Altri elementi, preponderanti, hanno costruito il castello accuse contro il fidanzato di Chiara Poggi. Al punto da togliere agli ultimi giudici «ogni ragionevole dubbio». Scrivono nelle motivazioni:; «Alberto Stasi ha reso un racconto incongruo, illogico e falso, quanto al ritrovamento del corpo senza vita della fidanzata». Non è possibile che Alberto Stasi l’abbia vista già a terra bianca in volto quando era già coperta di sangue. Nè che possa aver attraversato il piano terra della villetta senza calpestare almeno un po’ il sangue caduto a pioggia sul pavimento dal punto in cui Chiara Poggi è stata aggredita fino al trascinamento verso la taverna dove venne poi ritrovata. Sottolineano i giudici nella motivazione: «Le modalità di rinvenimento del corpo di Chiara sono assimilabili a quelle dell’aggressore, non dello scopritore.

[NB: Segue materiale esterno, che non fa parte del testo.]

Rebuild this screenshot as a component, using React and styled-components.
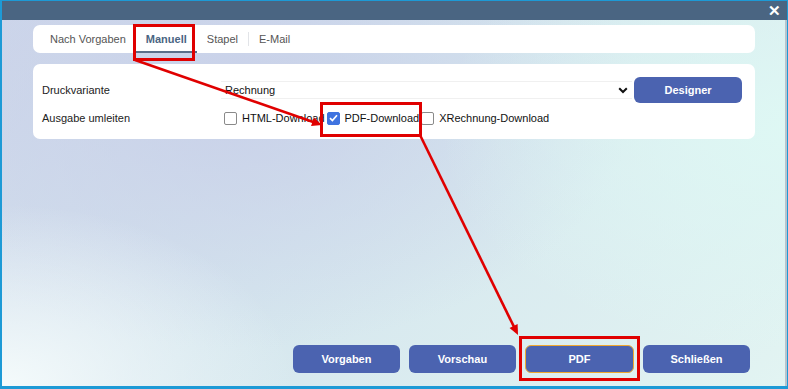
import React from 'react';
import styled, { createGlobalStyle } from 'styled-components';

const GlobalStyle = createGlobalStyle`
  html, body {
    margin: 0;
    padding: 0;
    background: #fff;
  }
  body {
    font-family: "Liberation Sans", Arial, sans-serif;
  }
`;

const Window = styled.div`
  position: relative;
  width: 788px;
  height: 389px;
  box-sizing: border-box;
  border: 1px solid #1d9ad6;
  border-left-width: 2px;
  border-bottom-width: 3px;
  display: flex;
  flex-direction: column;
  overflow: hidden;
`;

const TitleBar = styled.div`
  height: 19px;
  background: #4a6582;
  display: flex;
  justify-content: flex-end;
  align-items: center;
  padding-right: 6px;
`;

const CloseButton = styled.span`
  color: #fff;
  font-weight: bold;
  font-size: 15px;
  line-height: 1;
`;

const Body = styled.div`
  flex: 1;
  display: flex;
  flex-direction: column;
  padding: 5px 31px 13px 31px;
  border-right: 2px solid #b9c3cc;
  background:
    radial-gradient(ellipse 420px 260px at 0% 100%, rgba(246, 252, 252, 0.95), rgba(246, 252, 252, 0) 70%),
    radial-gradient(ellipse 460px 300px at 100% 30%, rgba(222, 248, 244, 0.95), rgba(222, 248, 244, 0) 75%),
    radial-gradient(ellipse 500px 320px at 30% 20%, #c9d1e9, rgba(201, 209, 233, 0) 80%),
    linear-gradient(135deg, #cdd6ea 0%, #d5e6ee 45%, #e2f4f2 100%);
`;

const Card = styled.div`
  background: #fff;
  border-radius: 7px;
  width: 722px;
`;

const TabBar = styled(Card)`
  height: 28px;
  display: flex;
  align-items: stretch;
  padding-left: 7px;
  box-sizing: border-box;
`;

const Tab = styled.div`
  padding: 0 10px;
  display: flex;
  align-items: center;
  font-size: 11px;
  color: ${({ active }) => (active ? '#4a6582' : '#555')};
  font-weight: ${({ active }) => (active ? 'bold' : 'normal')};
  box-shadow: ${({ active }) => (active ? 'inset 0 -2px 0 #5a6e89' : 'none')};
`;

const TabDivider = styled.div`
  width: 1px;
  background: #e2e4e8;
  margin: 7px 0;
`;

const FormCard = styled(Card)`
  margin-top: 11px;
  height: 75px;
  box-sizing: border-box;
  padding: 13px 14px 0 9px;
  display: grid;
  grid-template-columns: 177px 411px 108px;
  grid-template-rows: 26px 30px;
  column-gap: 2px;
  align-items: center;
`;

const Label = styled.div`
  font-size: 11px;
  color: #222;
`;

const Select = styled.div`
  height: 18px;
  border-top: 1px solid #f0f0f0;
  border-bottom: 1px solid #f0f0f0;
  display: flex;
  align-items: center;
  justify-content: space-between;
  padding: 0 4px 0 4px;
  font-size: 11px;
  color: #111;
  box-sizing: border-box;
`;

const Chevron = () => (
  <svg width="10" height="7" viewBox="0 0 10 7">
    <path d="M1.2 1.2 L5 5 L8.8 1.2" fill="none" stroke="#111" strokeWidth="2" />
  </svg>
);

const Button = styled.button`
  height: ${({ tall }) => (tall ? 28 : 26)}px;
  width: ${({ w }) => w || 107}px;
  background: #4b63b0;
  color: #fff;
  border: ${({ highlighted }) => (highlighted ? '1px solid #f0a830' : 'none')};
  border-radius: 6px;
  font-family: "Liberation Sans", Arial, sans-serif;
  font-size: 11px;
  font-weight: bold;
  padding: 0;
`;

const CheckRow = styled.div`
  display: flex;
  align-items: center;
  padding-left: 3px;
  grid-column: 2 / 4;
`;

const CheckItem = styled.label`
  display: flex;
  align-items: center;
  font-size: 11px;
  color: #111;
  margin-right: 2px;
`;

const Box = styled.span`
  width: 11px;
  height: 11px;
  border-radius: 2px;
  border: 1px solid ${({ checked }) => (checked ? '#3f73e0' : '#8a8a8a')};
  background: ${({ checked }) => (checked ? '#3f73e0' : '#fff')};
  margin-right: 5px;
  display: flex;
  align-items: center;
  justify-content: center;
`;

const Tick = () => (
  <svg width="9" height="8" viewBox="0 0 9 8">
    <path d="M1 4.2 L3.4 6.5 L8 1.2" fill="none" stroke="#fff" strokeWidth="1.7" />
  </svg>
);

const Spacer = styled.div`
  flex: 1;
`;

const Footer = styled.div`
  display: flex;
  justify-content: flex-end;
  gap: 9px;
  padding-right: 4px;
`;

const Marker = styled.div`
  position: absolute;
  left: ${({ x }) => x}px;
  top: ${({ y }) => y}px;
  width: ${({ w }) => w}px;
  height: ${({ h }) => h}px;
  box-sizing: border-box;
  border: 3px solid #e00000;
  pointer-events: none;
`;

const Arrows = styled.svg`
  position: absolute;
  left: 0;
  top: 0;
  pointer-events: none;
`;

const Arrow = ({ x1, y1, x2, y2 }) => {
  const a = Math.atan2(y2 - y1, x2 - x1);
  const len = 11;
  const spread = 0.42;
  const p1 = [x2 - len * Math.cos(a - spread), y2 - len * Math.sin(a - spread)];
  const p2 = [x2 - len * Math.cos(a + spread), y2 - len * Math.sin(a + spread)];
  return (
    <g>
      <line x1={x1} y1={y1} x2={x2 - 4 * Math.cos(a)} y2={y2 - 4 * Math.sin(a)} stroke="#e00000" strokeWidth="2.6" />
      <polygon points={`${x2},${y2} ${p1[0]},${p1[1]} ${p2[0]},${p2[1]}`} fill="#e00000" />
    </g>
  );
};

export default function App() {
  return (
    <>
      <GlobalStyle />
      <Window>
        <TitleBar>
          <CloseButton>✕</CloseButton>
        </TitleBar>
        <Body>
          <TabBar>
            <Tab>Nach Vorgaben</Tab>
            <Tab active>Manuell</Tab>
            <Tab>Stapel</Tab>
            <TabDivider />
            <Tab>E-Mail</Tab>
          </TabBar>
          <FormCard>
            <Label>Druckvariante</Label>
            <Select>
              <span>Rechnung</span>
              <Chevron />
            </Select>
            <Button w={108}>Designer</Button>
            <Label>Ausgabe umleiten</Label>
            <CheckRow>
              <CheckItem>
                <Box />
                HTML-Download
              </CheckItem>
              <CheckItem>
                <Box checked>
                  <Tick />
                </Box>
                PDF-Download
              </CheckItem>
              <CheckItem>
                <Box />
                XRechnung-Download
              </CheckItem>
            </CheckRow>
          </FormCard>
          <Spacer />
          <Footer>
            <Button tall>Vorgaben</Button>
            <Button tall>Vorschau</Button>
            <Button tall highlighted w={109}>PDF</Button>
            <Button tall>Schließen</Button>
          </Footer>
        </Body>
        <Marker x={131} y={23} w={62} h={37} />
        <Marker x={318} y={101} w={102} h={35} />
        <Marker x={517} y={335} w={121} h={45} />
        <Arrows width="788" height="389">
          <Arrow x1={133} y1={59} x2={320} y2={124} />
          <Arrow x1={418} y1={134} x2={516} y2={334} />
        </Arrows>
      </Window>
    </>
  );
}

Poi non sono state ritrovate tracce ematiche nè sulle sue scarpe nè sui tappetini della sua auto».
Un quadro indiziario completo più che sufficiente per indicare nel fidanzato di Chiara il colpevole e per ricostruire quello che deve essere successo quel giorno: «Alberto Stasi agì con dolo d’impeto e senza alcuna programmazione preventiva. Chiara fu uccisa da Alberto con un’azione connotata da un rapido susseguirsi di colpi di martello al capo della vittima, sferrati all’ingresso dell’abitazione, con rabbia ed emotività. L’omicidio avvenne all’interno di un rapporto scatenante emotività». Sull’ipotesi che nella coppia ci fossero problemi di natura sessuale, così gravi da scatenare la furia omicida, la Cassazione non si sbilancia: «Non c’è la concretezza di un movente specifico ma questo non incide in alcun modo sul quadro indiziario». Di una cosa sono però sicuri i giudici. E per questo fanno un confronto con la sentenza per l’omicidio di Melania Rea, dove nel processo a Salvatore Parolisi non venne applicata l’aggravante della crudeltà: «Alberto Stasi ha agito senza la volontà di infliggere alla vittima sofferenze aggiuntive».